It's the same with every major examination. You start off, in Form 1, or Form 4, wherever you are in. Either way, the huge exam looming at the end doesn't seem so bad. As you adjust to school life through Form 1 and Form 2, you generally don't pay too much attention to the lessons. You're just trying to finish your homework, stay out of trouble and try to have fun. (It's probably habitual residue from primary school. The teacher usually spoon-feeds you and gives you tons of homework so that you'll be prepared for UPSR. And then you turn around and grumble at the amount of homework. How ungrateful.) You forget about being pro-active. PMR is 2 years away. No wait, 1 year. Hang on, 279 days. Then suddenly, it's mid-Form-3 and you haven't done a single thing with your studies! You quickly try to flip through your notes and then, you turn your head to the sky and scream "where the @#$! are my notes!!!" And then you remember. You never made them. The next three months are crash-and-burn courses. You stay up until 11pm to study. You wake up at 5am to study. The notebooks and revision books never leave your hands. And then PMR comes and suddenly, it's over and you are hitting yourself for not studying. Then, out of the blue, it comes: STRAIGHT A's! You jump so high, you almost become the next Malaysian into space! And then you plant your resolve to study hard from now on.

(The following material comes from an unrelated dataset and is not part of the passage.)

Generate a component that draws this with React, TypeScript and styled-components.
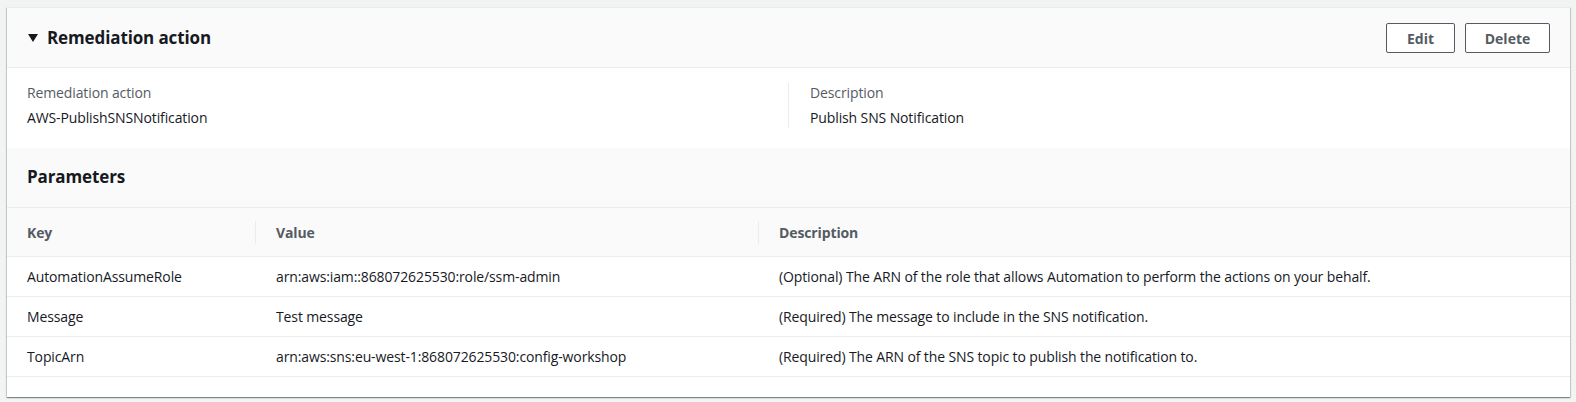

Yeah, right. It's Form 4 and you're still on honeymoon. You joke around and essentially try to have a ball, convincing yourself that you're gonna be OK. And then the first monthly test comes and @#$! What the--? Your scores are so low, they're practically single-digit numbers. And you realise that the difference between the Form 3 syllabus and the Form 4 syllabus is like the difference between a basketball game in the school basketball court and the NBA finals. So you pull in your concentration and try hard. And all of a sudden, it's Form 5, three months to SPM! Where was your honeymoon year? And then you realise--again. There was no honeymoon year. You were supposed to be--gee, I don't know--studying. So now, you are facing the greatest battle of secondary school life.
How will it end? I don't know. But I will try my best to win my own personal battle. And, with God's help, success will be mine once again. Ganbateh!